Effects of insulin on hyperkalemia-induced electrocardiogram (ECG) abnormalities and the mechanisms. (A) Bullfrogs were initially pre-treated with an external solution alone or an external solution containing 10 units (U) insulin. Then the numerical changes in the QRS duration in ECG were continuously measured for 4.5 min after 100 mM potassium chloride (KCl) injection. P<0.05 vs. external solution alone. Values are means ± SEM (external solution alone, n=5; insulin-containing external solution, n=5). Differences were analyzed by ANOVA followed by Dunnett’s or Student’s t test. (B) Due to potassium (K+) homeostasis, the total body K+ ions are more predominantly distributed in the intracellular space than in the extracellular space, with skeletal muscles and the liver being the largest pool of K+ in the body. Intravenous potassium chloride (KCl) injection immediately increases the extracellular K+ concentration. However, pre-treatment with insulin, a powerful stimulator of Na+/K+-ATPase activity, induces a significant shift of extracellular K+ into the intracellular space.
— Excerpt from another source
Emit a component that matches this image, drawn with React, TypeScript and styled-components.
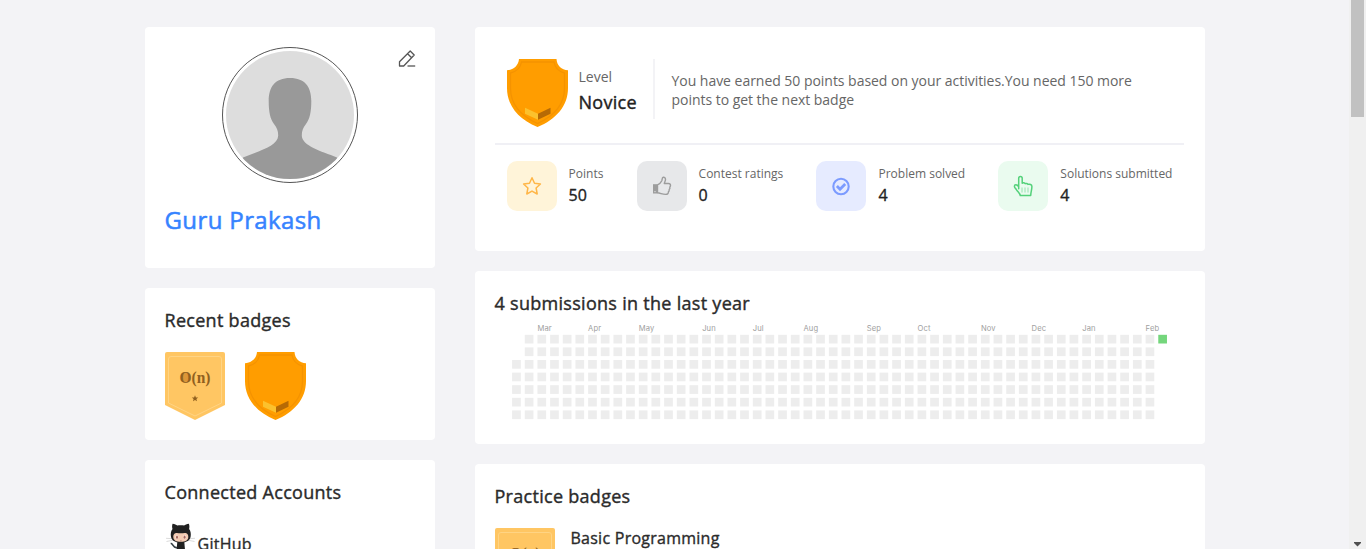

In physiological conditions, K+ ions across the body are predominantly distributed in the intracellular space than in the extracellular space, with skeletal muscles and the liver being the largest reservoirs of K+ [7] (Fig. 4B). Despite its small occupancy in the total body fluid, extracellular K+ concentration is usually tightly regulated within a narrow range [2]. This K+ balance is defined as “potassium homeostasis [7]”. Potassium homeostasis is primarily controlled by the ubiquitous sodium-potassium pump (Na+/K+-ATPase), which normally transports K+ ions into the cells, while transporting Na+ ions out of the cells [2, 20] (Fig. 4B). In the present study, intravenous KCl injection immediately increased extracellular K+ concentration and induced typical ECG abnormalities associated with hyperkalemia (Figs. 2 and 3A). However, pre-treatment with insulin, a powerful stimulator of Na+/K+-ATPase activity [2], facilitated a significant shift of extracellular K+ ions into the intracellular space (Fig. 4B). This quickly ameliorated the increase in extracellular K+ concentration and thus accelerated recovery from hyperkalemia-induced ECG abnormalities (Figs. 3B and 4A). Besides insulin, catecholamines are also known to stimulate Na+/K+-ATPase activity [2]. Additionally, in several in vitro studies, hormones, such as triiodothyronine, aldosterone, and glucagon, functionally stimulated Na+/K+-ATPase activity or enhanced its protein expression by increasing mRNA abundance [5, 9, 15, 18, 20]. Concerning the physiological properties of these hormones, they may also be useful in the acute or chronic management of hyperkalemia.

In conclusion, by injecting KCl solutions intravenously into bullfrogs, we reproduced typical ECG abnormalities of hyperkalemia in frog hearts. Simultaneous recordings of the cardiac action potential enabled us to reveal the mechanisms of hyperkalemia-induced ECG abnormalities. Additionally, pre-treatment with insulin, a powerful stimulator of Na+/K+-ATPase activity, significantly accelerated recovery from the widened QRS complexes in ECG, demonstrating a significant shift of extracellular K+ ions into the intracellular space.

POTENTIAL CONFLICTS OF INTEREST

The authors have nothing to disclose.